As your partitions need to stay unmounted, I recommend you to turn of “Volume Management” (you can turn it on again after you have finished this tutorial). To do so, open Thunar, click Edit->Preferences, then switch to the “Advanced” tab and make sure “Enable Volume Management” is unchecked.

Then, fire up Gparted (Applications->System->GNOME Partition Editor) and, from the drop-down menu in the top right corner, select your USB drive. Be sure to select the correct one, because if you select your hard drive we will remove all data on that and I suppose you won’t like that. Note down the drive (e.g. mine was /dev/sda) because you will need it later. Delete all partitions on your USB drive if there are any, then click the checkmark to apply. After that, the screen should look like this, without any partitions:
Setting up XubuntUSB - no partitions on my USB drive

Right click the “unallocated” space and select “New” to create a new partition, the one that will hold the modified Xubuntu. Set it to be 760 MB (Gparted calls it MiB) and set the filesystem to “FAT16”.
Setting up XubuntUSB - setting the first partition

Then create the second partition, which can take up all the remaining space. Set the filesystem of this one to “ext2”.

Setting up XubuntUSB - setting the second partition

Now, click the checkmark or select Edit->Apply to apply your changes.
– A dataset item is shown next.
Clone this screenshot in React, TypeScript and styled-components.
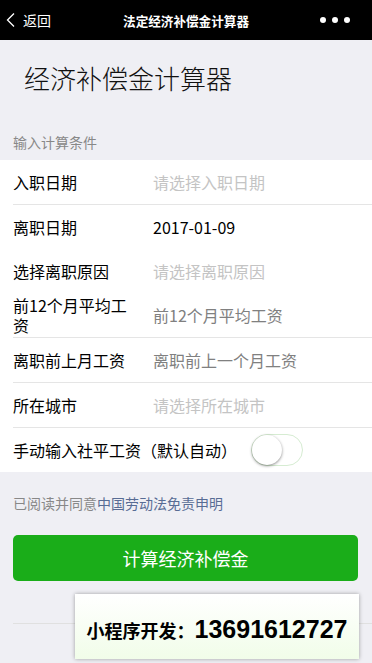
import React from 'react'
import styled, { createGlobalStyle } from 'styled-components'

const GlobalStyle = createGlobalStyle`
  html, body {
    margin: 0;
    padding: 0;
    background: #efeff4;
    font-family: 'Noto Sans CJK SC', 'Noto Sans', sans-serif;
  }
  * {
    box-sizing: border-box;
  }
`

const Page = styled.div`
  display: flex;
  flex-direction: column;
  width: 372px;
  min-height: 663px;
  background: #efeff4;
  position: relative;
`

// top navigation bar
const NavBar = styled.div`
  display: flex;
  align-items: center;
  height: 40px;
  background: #000;
  color: #fff;
  padding: 0 5px;
`

const NavSide = styled.div<{ $end?: boolean }>`
  width: 80px;
  display: flex;
  align-items: center;
  justify-content: ${(p) => (p.$end ? 'flex-end' : 'flex-start')};
`

const BackButton = styled.div`
  display: flex;
  align-items: center;
  gap: 6px;
  font-size: 14px;
  line-height: 20px;
`

const NavTitle = styled.div`
  flex: 1;
  text-align: center;
  font-size: 12.6px;
  font-weight: bold;
`

const Dots = styled.div`
  display: flex;
  gap: 6px;
  padding-right: 17px;
`

const Dot = styled.span`
  width: 6px;
  height: 6px;
  border-radius: 50%;
  background: #fff;
`

const Title = styled.h1`
  margin: 0;
  padding: 22px 24px 0 24px;
  font-size: 26px;
  line-height: 32px;
  font-weight: 300;
  color: #111;
`

const SectionLabel = styled.div`
  padding: 38px 13px 8px 13px;
  font-size: 14px;
  line-height: 20px;
  color: #888;
`

const List = styled.div`
  display: flex;
  flex-direction: column;
  background: #fff;
`

type RowProps = { $divider?: boolean }
const Row = styled.div<RowProps>`
  display: flex;
  align-items: center;
  height: ${(p) => (p.$divider ? '45px' : '44px')};
  margin-left: 13px;
  border-bottom: ${(p) => (p.$divider ? '1px solid #e5e5e5' : 'none')};
`

const Label = styled.div`
  width: 128px;
  margin-right: 12px;
  font-size: 16px;
  line-height: 20px;
  color: #000;
  flex-shrink: 0;
`

const WideLabel = styled(Label)`
  width: auto;
  margin-right: 14px;
`

type ValueProps = { $tone: 'filled' | 'hint' | 'faint' }
const Value = styled.div<ValueProps>`
  font-size: 16px;
  line-height: 20px;
  color: ${(p) =>
    p.$tone === 'filled' ? '#000' : p.$tone === 'hint' ? '#808080' : '#c4c4c4'};
`

const Switch = styled.div`
  width: 52px;
  height: 32px;
  border-radius: 16px;
  border: 1px solid #d6ecd2;
  background: #fff;
  position: relative;
  flex-shrink: 0;
`

const Knob = styled.span`
  position: absolute;
  left: 0;
  top: 0;
  width: 30px;
  height: 30px;
  border-radius: 50%;
  background: #fff;
  box-shadow: 0 1px 3px rgba(0, 0, 0, 0.45);
`

const Agreement = styled.div`
  padding: 21px 13px 0 13px;
  font-size: 14px;
  line-height: 20px;
  color: #888;
`

const Link = styled.span`
  color: #586c94;
`

const PrimaryButton = styled.button`
  margin: 22px 14px 0 13px;
  height: 46px;
  border: none;
  border-radius: 5px;
  background: #1aad19;
  color: #fff;
  font-family: 'Noto Sans CJK SC', sans-serif;
  font-size: 18px;
  cursor: pointer;
`

const FooterLine = styled.div`
  margin: 42px 0 0 13px;
  border-top: 1px solid #e0e0e0;
`

// floating advert card over the bottom of the page
const PromoCard = styled.div`
  position: absolute;
  right: 13px;
  bottom: 4px;
  width: 284px;
  height: 65px;
  display: flex;
  align-items: center;
  justify-content: center;
  padding-top: 6px;
  background: linear-gradient(#ffffff, #f1fde9);
  box-shadow: 0 0 4px rgba(0, 0, 0, 0.35);
  color: #000;
  font-weight: bold;
`

const PromoLabel = styled.span`
  font-size: 18px;
`

const PromoNumber = styled.span`
  font-family: 'Liberation Sans', Arial, sans-serif;
  font-size: 25px;
`

const Chevron = () => (
  <svg width="12" height="16" viewBox="0 0 12 16" fill="none">
    <path d="M9 1.5 L2.5 8 L9 14.5" stroke="#fff" strokeWidth="1.3" />
  </svg>
)

export default function App() {
  return (
    <Page>
      <GlobalStyle />
      <NavBar>
        <NavSide>
          <BackButton>
            <Chevron />
            返回
          </BackButton>
        </NavSide>
        <NavTitle>法定经济补偿金计算器</NavTitle>
        <NavSide $end>
          <Dots>
            <Dot />
            <Dot />
            <Dot />
          </Dots>
        </NavSide>
      </NavBar>

      <Title>经济补偿金计算器</Title>
      <SectionLabel>输入计算条件</SectionLabel>

      <List>
        <Row $divider>
          <Label>入职日期</Label>
          <Value $tone="faint">请选择入职日期</Value>
        </Row>
        <Row>
          <Label>离职日期</Label>
          <Value $tone="filled">2017-01-09</Value>
        </Row>
        <Row>
          <Label>选择离职原因</Label>
          <Value $tone="faint">请选择离职原因</Value>
        </Row>
        <Row $divider>
          <Label>前12个月平均工资</Label>
          <Value $tone="hint">前12个月平均工资</Value>
        </Row>
        <Row $divider>
          <Label>离职前上月工资</Label>
          <Value $tone="hint">离职前上一个月工资</Value>
        </Row>
        <Row $divider>
          <Label>所在城市</Label>
          <Value $tone="faint">请选择所在城市</Value>
        </Row>
        <Row>
          <WideLabel>手动输入社平工资（默认自动）</WideLabel>
          <Switch>
            <Knob />
          </Switch>
        </Row>
      </List>

      <Agreement>
        已阅读并同意<Link>中国劳动法免责申明</Link>
      </Agreement>

      <PrimaryButton>计算经济补偿金</PrimaryButton>
      <FooterLine />

      <PromoCard>
        <PromoLabel>小程序开发：</PromoLabel>
        <PromoNumber>13691612727</PromoNumber>
      </PromoCard>
    </Page>
  )
}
Then, open a terminal window (Applications->Accessories->Terminal). In the following command, replace the “/dev/sdx” with your drive (ine was “/dev/sda”, so that would become “/dev/sda1”). If you want, you can change “xubuntusb”, which will be the label for this partition. Enter this command and press enter:
sudo mkfs.vfat -F 16 -n xubuntusb /dev/sdx1
Again, in the following command, change “/dev/sdx” with your drive. This time, however, you may not change the label “casper-rw”, as it will be used to determine where to save changes to. Enter this command and press enter:
sudo mkfs.ext2 -b 4096 -L casper-rw /dev/sdx2

Setting up XubuntUSB - creating the filesystem of the second partition

Now, make sure you have unmounted both partitions (in Thunar, right click them and select “unmount”), then unplug your USB drive. You can then plug it back in and you should see that it will appear with the new labels in Thunar. If the modified Xubuntu has finished downloading, extract it and copy all the files to the “Xubuntusb” drive. You might get complaints about symbolic links that could not be created, but that is no problem, just select “Yes to all”:
Setting up XubuntUSB - sfailed to create symbolic links, no problem

Copying of the files should take a while (especially the file “filesystem.squashfs”), but when it’s done, there is just one final step you have to do: make sure your computer can boot from the device. In order to do this, you need “syslinux” and “mtools”, so fire up Synaptic (Applications->System->Synaptic Package Manager), mark those for installation and click apply. When they are installed, first unmount both your partitions, then open a terminal window (Applications->Accessories->Terminal) and execute
sudo syslinux -f /dev/sdx1

Setting up XubuntUSB - now allow it to be booted, and we're done!

If everything went allright, you should now be able to run XubuntUSB, congratulations! If it didn’t work for you, see “Troubleshooting” below, if it did, please leave a notice in the comments. Thanks!

Note: If you want to create a new user, be sure to grant administrator rights, otherwise it may cause errors.

Another note: For those who don’t like the amount of files on their USB drive, Fisslefink posted a great how-to which guides you to using GRUB instead of Syslinux, so that only two folders will be used. It didn’t work for me, but since he also includes instructions on how to revert back to Syslinux, there is no harm in trying.


If you experience any troubles, please first check if your problem is in the following list, and if not, please ask for help in the forum thread.

  • If, upon boot, you get the message no partition active, you have to set it active for boot. Open up a Terminal (Applications->Accessories->Terminal) and type sudo fdisk /dev/sdx (you know, replace sdx with your drive). Press “a” and then “1”. Press “w” to save and then it should work!
  • You might think it is weird that your casper-rw drive shows up on your desktop, and actually, it shouldn’t, but everything still worked as it should with me, so it should not be a problem. Note that you cannot browse it, though.
  • Toad mentions that he could not boot from his USB drive with this tutorial for Ubuntu, but he fixed it:

    I finally got the computer to boot from the USB stick. I had to set the fat16 partition to bootable. ‘cfdisk /dev/sdx’ should do the trick, just press enter on the set bootable option.

  • If this worked, but after a while it doesn’t anymore, you can remove any edits you did to restore it to the point where it worked (all your settings will be lost though):
    sudo mkfs.ext2 -b 4096 -L casper-rw /dev/sdx2
    (Thank zenobiaflex for this one)
  • If your drive won’t boot correctly, your Master Boot Record may be corrupted. You can repair it with Lilo (so open up Synaptic from Applications->System->Synaptic Package Manager and install the package lilo) using the following command from the terminal:
    sudo lilo -M /dev/sdx
    (From PiterP)
  • If, during shutdown, the screen switches from the shutdown screen with the Xubuntu logo with the progress bar to a black screen, possibly with error messages, then you computer is probably just shutting down the normal way without notifying you of its status. At a certain moment (not too long after the screen turned black) it will have reached the point where it would have normally said something like “remove the disk, close the tray (if any) and press enter”. So when the screen turns black, you just have to try to press enter a little while after it has turned black.